How do you specifically order ggplot2 x axis instead of alphabetical order?

Lisa Ta picture Lisa Ta · Oct 8, 2012 · Viewed 202.8k times · Source

I'm trying to make a heatmap using ggplot2 using the geom_tiles function here is my code below:

p<-ggplot(data,aes(Treatment,organisms))+geom_tile(aes(fill=S))+
  scale_fill_gradient(low = "black",high = "red") + 
  scale_x_discrete(expand = c(0, 0)) + 
  scale_y_discrete(expand = c(0, 0)) + 
  theme(legend.position = "right", 
    axis.ticks = element_blank(), 
    axis.text.x = element_text(size = base_size, angle = 90, hjust = 0, colour = "black"),
    axis.text.y = element_text(size = base_size, hjust = 1, colour = "black")).

data is my data.csv file
my X axis is types of Treatment
my Y axis is types of organisms

I'm not too familiar with commands and programming and I'm relatively new at this.
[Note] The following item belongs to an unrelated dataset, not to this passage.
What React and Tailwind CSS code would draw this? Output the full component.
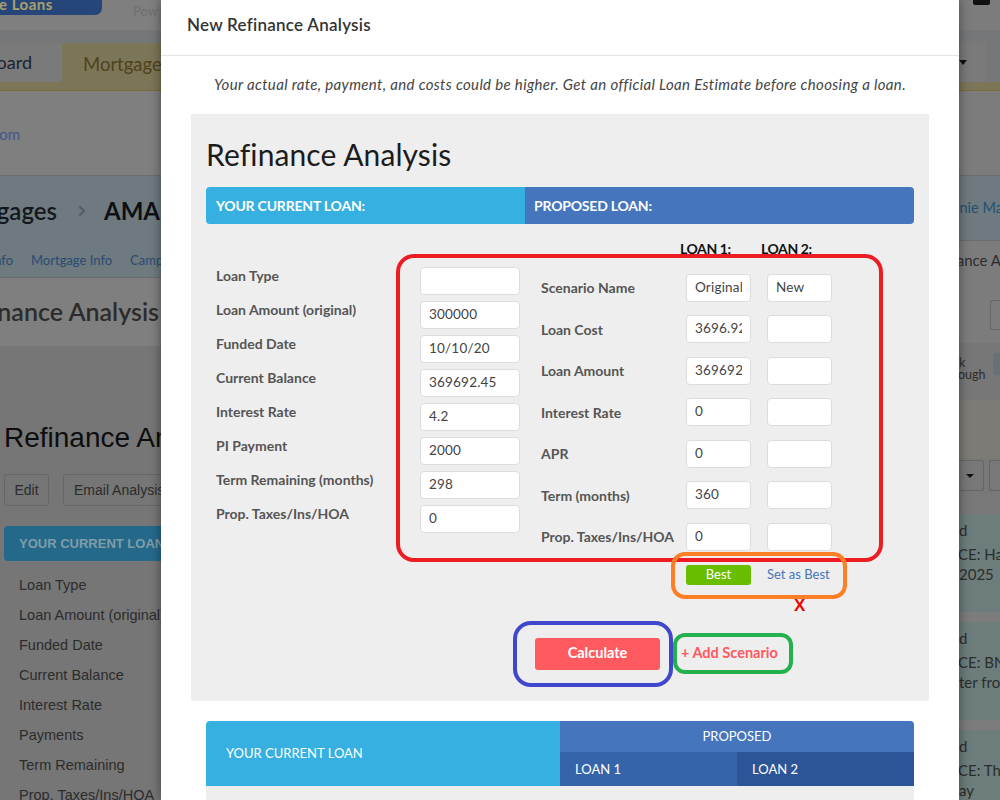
import { ChevronRight } from "lucide-react";

const currentLabels = [
  "Loan Type",
  "Loan Amount (original)",
  "Funded Date",
  "Current Balance",
  "Interest Rate",
  "PI Payment",
  "Term Remaining (months)",
  "Prop. Taxes/Ins/HOA",
];
const currentValues = ["", "300000", "10/10/20", "369692.45", "4.2", "2000", "298", "0"];
const proposedRows = [
  ["Scenario Name", "Original1", "New"],
  ["Loan Cost", "3696.92", ""],
  ["Loan Amount", "369692.45", ""],
  ["Interest Rate", "0", ""],
  ["APR", "0", ""],
  ["Term (months)", "360", ""],
  ["Prop. Taxes/Ins/HOA", "0", ""],
];
const backLabels = [
  "Loan Type",
  "Loan Amount (original)",
  "Funded Date",
  "Current Balance",
  "Interest Rate",
  "Payments",
  "Term Remaining",
  "Prop. Taxes/Ins/HOA",
];

function Field({ value, width }) {
  return (
    <input
      readOnly
      value={value}
      className={`h-[28px] ${width} rounded-[4px] border border-[#dcdcdc] bg-white px-[8px] pb-[2px] text-[13.5px] tracking-[0.2px] text-[#444] outline-none`}
    />
  );
}

function LeftBackdrop() {
  return (
    <div className="flex h-full w-[161px] shrink-0 flex-col overflow-hidden whitespace-nowrap bg-[#7f7f7f]">
      <div className="flex h-[30px] shrink-0 items-start">
        <div className="flex h-[15px] w-[102px] shrink-0 items-end overflow-hidden rounded-br-[7px] bg-[#264679]">
          <span className="ml-[-1px] mb-[2px] text-[15px] font-bold leading-[18px] tracking-[0.5px] text-[#a9a06c]">e Loans</span>
        </div>
        <span className="ml-[31px] mt-[2px] text-[13px] text-[#6e6e6e]">Pow</span>
      </div>
      <div className="h-[13px] shrink-0 bg-[#757779]" />
      <div className="flex h-[48px] shrink-0 items-start border-b border-[#7a6c35] bg-[#7c7658]">
        <div className="flex h-[39px] w-[62px] shrink-0 items-center justify-end overflow-hidden bg-[#7a7a7a] pr-[30px]">
          <span className="text-[18px] text-[#1c2430]">Dashboard</span>
        </div>
        <span className="ml-[21px] mt-[8px] text-[18.5px] text-[#51421a]">Mortgages</span>
      </div>
      <div className="flex h-[84px] shrink-0 items-center pt-[2px]">
        <div className="flex w-[20px] shrink-0 justify-end overflow-hidden">
          <span className="text-[15px] text-[#44568f]">.com</span>
        </div>
      </div>
      <div className="flex h-[103px] shrink-0 flex-col border-y border-[#6c6c6c] bg-[#6e7a80]">
        <div className="flex h-[70px] shrink-0 items-center">
          <div className="flex w-[57px] shrink-0 justify-end overflow-hidden">
            <span className="text-[24px] font-semibold text-[#14181c]">Mortgages</span>
          </div>
          <ChevronRight size={16} strokeWidth={3.5} className="ml-[17px] shrink-0 text-[#565d62]" />
          <span className="ml-[14px] text-[24px] font-bold text-[#0e1114]">AMANDA</span>
        </div>
        <div className="flex flex-1 items-center pb-[2px] text-[13px] text-[#2a4a70]">
          <div className="flex w-[13px] shrink-0 justify-end overflow-hidden">
            <span>Info</span>
          </div>
          <span className="ml-[18px]">Mortgage Info</span>
          <span className="ml-[18px]">Campaigns</span>
        </div>
      </div>
      <div className="flex h-[68px] shrink-0 items-center">
        <div className="flex w-[159px] shrink-0 justify-end overflow-hidden">
          <span className="text-[25px] font-semibold text-[#2c2c2c]">Refinance Analysis</span>
        </div>
      </div>
      <div className="flex flex-1 flex-col bg-[#767676] pl-[4px] pt-[74px] font-['Liberation_Sans',sans-serif]">
        <div className="text-[28px] leading-[36px] text-[#0d0d0d]">Refinance Analysis</div>
        <div className="mt-[18px] flex gap-[14px] text-[14px] text-[#2b2b2b]">
          <div className="flex h-[32px] w-[45px] shrink-0 items-center justify-center rounded-[3px] border border-[#666]">Edit</div>
          <div className="flex h-[32px] w-[120px] shrink-0 items-center rounded-[3px] border border-[#666] pl-[10px]">Email Analysis</div>
        </div>
        <div className="mt-[20px] flex h-[35px] w-[200px] shrink-0 items-center rounded-[4px] bg-[#25698a] pl-[15px] text-[13px] font-bold text-[#7f9da9]">
          YOUR CURRENT LOAN
        </div>
        <div className="pl-[15px] pt-[10px] text-[14.5px] text-[#2c2c2c]">
          {backLabels.map((label) => (
            <div key={label} className="flex h-[30px] items-center">{label}</div>
          ))}
        </div>
      </div>
    </div>
  );
}

function RightBackdrop() {
  return (
    <div className="flex h-full flex-1 flex-col overflow-hidden whitespace-nowrap bg-[#7c7c7c] text-[#2c2c2c]">
      <div className="h-[30px] shrink-0 pl-[14px]">
        <div className="h-[5px] w-[17px] rounded-b-[2px] bg-[#111]" />
      </div>
      <div className="h-[13px] shrink-0 bg-[#757779]" />
      <div className="flex h-[48px] shrink-0 flex-col border-b border-[#7a6c35] bg-[#757779]">
        <div className="flex h-[39px] w-[27px] items-center bg-[#7a7a7a]">
          <div className="h-0 w-0 border-x-[4px] border-t-[5px] border-x-transparent border-t-[#111]" />
        </div>
        <div className="h-[8px] bg-[#7c7658]" />
      </div>
      <div className="h-[84px] shrink-0" />
      <div className="flex h-[66px] shrink-0 items-center border-y border-[#6c6c6c] bg-[#6e7a80]">
        <div className="flex w-[41px] overflow-hidden">
          <span className="ml-[-22px] text-[14.5px] text-[#24506f]">Fannie Mae</span>
        </div>
      </div>
      <div className="flex h-[38px] shrink-0 items-center overflow-hidden text-[15px]">
        <span className="ml-[-36px]">Refinance Analysis</span>
      </div>
      <div className="flex h-[64px] shrink-0 items-start justify-end">
        <div className="mt-[21px] h-[30px] w-[10px] rounded-l-[3px] border-y border-l border-[#666]" />
      </div>
      <div className="flex h-[57px] shrink-0 items-start justify-between bg-[#777]">
        <div className="mt-[14px] text-[12.5px] leading-[12px]">
          <div>k</div>
          <div className="ml-[-1px]">ough</div>
        </div>
        <div className="mt-[10px] h-[22px] w-[7px] rounded-l-[3px] bg-[#6a7076]" />
      </div>
      <div className="flex h-[58px] shrink-0 bg-[#7e7a76]" />
      <div className="flex h-[56px] shrink-0 items-start gap-[5px] bg-[#787878] pt-[2px]">
        <div className="flex h-[31px] w-[25px] items-center rounded-r-[3px] border-y border-r border-[#666] pl-[7px]">
          <div className="h-0 w-0 border-x-[4px] border-t-[4px] border-x-transparent border-t-[#111]" />
        </div>
        <div className="h-[31px] w-[11px] rounded-l-[3px] border-y border-l border-[#666]" />
      </div>
      <div className="flex flex-1 flex-col gap-[10px] text-[15px]">
        {[
          ["ed", "CE: Happy", "2025"],
          ["ed", "CE: BNA", "ter from"],
          ["ed", "CE: That", "ay"],
        ].map(([a, b, c]) => (
          <div key={b} className="h-[98px] shrink-0 bg-[#6c7d7b] pt-[6px] leading-[20px]">
            <div className="ml-[-8px]">{a}</div>
            <div className="ml-[-1px] mt-[4px]">{b}</div>
            <div>{c}</div>
          </div>
        ))}
      </div>
    </div>
  );
}

function Modal() {
  return (
    <div className="relative z-10 flex h-full w-[798px] shrink-0 flex-col overflow-hidden bg-white shadow-[0_0_10px_rgba(0,0,0,0.45)]">
      <div className="flex h-[56px] shrink-0 items-center border-b border-[#e4e4e4] pb-[6px] pl-[26px] text-[17px] font-semibold tracking-[0.25px] text-[#333]">
        New Refinance Analysis
      </div>
      <div className="flex h-[58px] shrink-0 items-center justify-center pb-[2px] text-[15px] italic tracking-[0.34px] text-[#444]">
        Your actual rate, payment, and costs could be higher. Get an official Loan Estimate before choosing a loan.
      </div>
      <div className="mx-[30px] flex h-[587px] shrink-0 flex-col bg-[#eeeeee] px-[15px]">
        <div className="flex h-[73px] shrink-0 items-center pt-[7px] text-[30px] tracking-[0.1px] text-[#1c1c1c]">Refinance Analysis</div>
        <div className="flex h-[37px] shrink-0 items-center overflow-hidden rounded-[4px] pb-0 text-[14px] font-bold tracking-[-0.2px] text-white">
          <div className="flex h-full w-[319px] items-center bg-[#36b0e0] pb-[1px] pl-[10px]">YOUR CURRENT LOAN:</div>
          <div className="flex h-full flex-1 items-center bg-[#4475bd] pb-[1px] pl-[9px]">PROPOSED LOAN:</div>
        </div>
        <div className="flex text-[14px]">
          <div className="w-[214px] shrink-0 pl-[10px] pt-[34px] font-bold text-[#555]">
            {currentLabels.map((label) => (
              <div key={label} className="flex h-[34px] items-center">{label}</div>
            ))}
          </div>
          <div className="w-[100px] shrink-0 pt-[43px]">
            {currentValues.map((value, i) => (
              <div key={i} className="h-[34px]">
                <Field value={value} width="w-[100px]" />
              </div>
            ))}
          </div>
          <div className="pl-[21px] pt-[14px]">
            <div className="flex h-[29px] pl-[139px] font-bold tracking-[-0.4px] text-[#111]">
              <div className="w-[81px]">LOAN 1:</div>
              <div>LOAN 2:</div>
            </div>
            {proposedRows.map(([label, one, two]) => (
              <div key={label} className="flex h-[41.5px] items-center">
                <div className="w-[145px] font-bold text-[#555]">{label}</div>
                <Field value={one} width="w-[65px]" />
                <div className="w-[16px]" />
                <Field value={two} width="w-[65px]" />
              </div>
            ))}
            <div className="mt-[7.5px] flex h-[20px] items-center pl-[145px] text-[13px]">
              <div className="flex h-full w-[65px] items-center justify-center rounded-[3px] bg-[#69bd00] text-white">Best</div>
              <div className="ml-[16px] text-[#4475bd]">Set as Best</div>
            </div>
          </div>
        </div>
        <div className="flex flex-1 items-start pl-[329px] pt-[53px] text-[14.5px] font-bold">
          <div className="flex h-[32px] w-[125px] items-center justify-center rounded-[3px] bg-[#ff5a5f] pb-[2px] text-white">Calculate</div>
          <div className="ml-[21px] flex h-[32px] items-center pb-[2px] text-[#ff5a5f]">+ Add Scenario</div>
        </div>
      </div>
      <div className="mx-[45px] mt-[20px] flex h-[65px] shrink-0 overflow-hidden rounded-t-[4px] text-[13px] text-white">
        <div className="flex w-[354px] items-center bg-[#36b0e0] pl-[20px]">YOUR CURRENT LOAN</div>
        <div className="flex flex-1 flex-col bg-[#4475bd]">
          <div className="flex h-[31px] items-center justify-center">PROPOSED</div>
          <div className="flex flex-1">
            <div className="flex flex-1 items-center bg-[#3565a8] pl-[15px] pt-[1px]">LOAN 1</div>
            <div className="flex flex-1 items-center bg-[#2b5597] pl-[15px] pt-[1px]">LOAN 2</div>
          </div>
        </div>
      </div>
      <div className="mx-[45px] flex-1 bg-[#eeeeee]" />
    </div>
  );
}

// hand-drawn marks on top of the screenshot
function Annotations() {
  return (
    <div className="pointer-events-none absolute inset-0 z-20">
      <div className="absolute left-[396px] top-[254px] h-[308px] w-[487px] rounded-[18px] border-[4px] border-[#ed1c24]" />
      <div className="absolute left-[671px] top-[552px] h-[47px] w-[176px] rounded-[14px] border-[4px] border-[#ff7f27]" />
      <div className="absolute left-[513px] top-[621px] h-[66px] w-[160px] rounded-[18px] border-[4px] border-[#3f48cc]" />
      <div className="absolute left-[673px] top-[633px] h-[41px] w-[120px] rounded-[12px] border-[4px] border-[#22b14c]" />
      <div className="absolute left-[794px] top-[596px] font-['Liberation_Sans',sans-serif] text-[17px] font-bold leading-[20px] text-[#f00000]">X</div>
    </div>
  );
}

export default function App() {
  return (
    <div className="relative flex h-[800px] w-[1000px] overflow-hidden font-['Lato',sans-serif]">
      <LeftBackdrop />
      <Modal />
      <RightBackdrop />
      <Annotations />
    </div>
  );
}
I just want to be able to specify the order of the labels on the x axis. In this case, I'm trying to specify the order of "Treatment". By default, it orders alphabetically. How do I override this/keep the data in the same order as in my original csv file?

I've tried this command

scale_x_discrete(limits=c("Y","X","Z"))

where x, y and z are my treatment condition order. It however doesn't work very well, and give me missing heat boxes.

Answer

Drew Steen picture Drew Steen · Oct 8, 2012

It is a little difficult to answer your specific question without a full, reproducible example. However something like this should work:

#Turn your 'treatment' column into a character vector
data$Treatment <- as.character(data$Treatment)
#Then turn it back into a factor with the levels in the correct order
data$Treatment <- factor(data$Treatment, levels=unique(data$Treatment))

In this example, the order of the factor will be the same as in the data.csv file.

If you prefer a different order, you can order them by hand:

data$Treatment <- factor(data$Treatment, levels=c("Y", "X", "Z"))

However this is dangerous if you have a lot of levels: if you get any of them wrong, that will cause problems.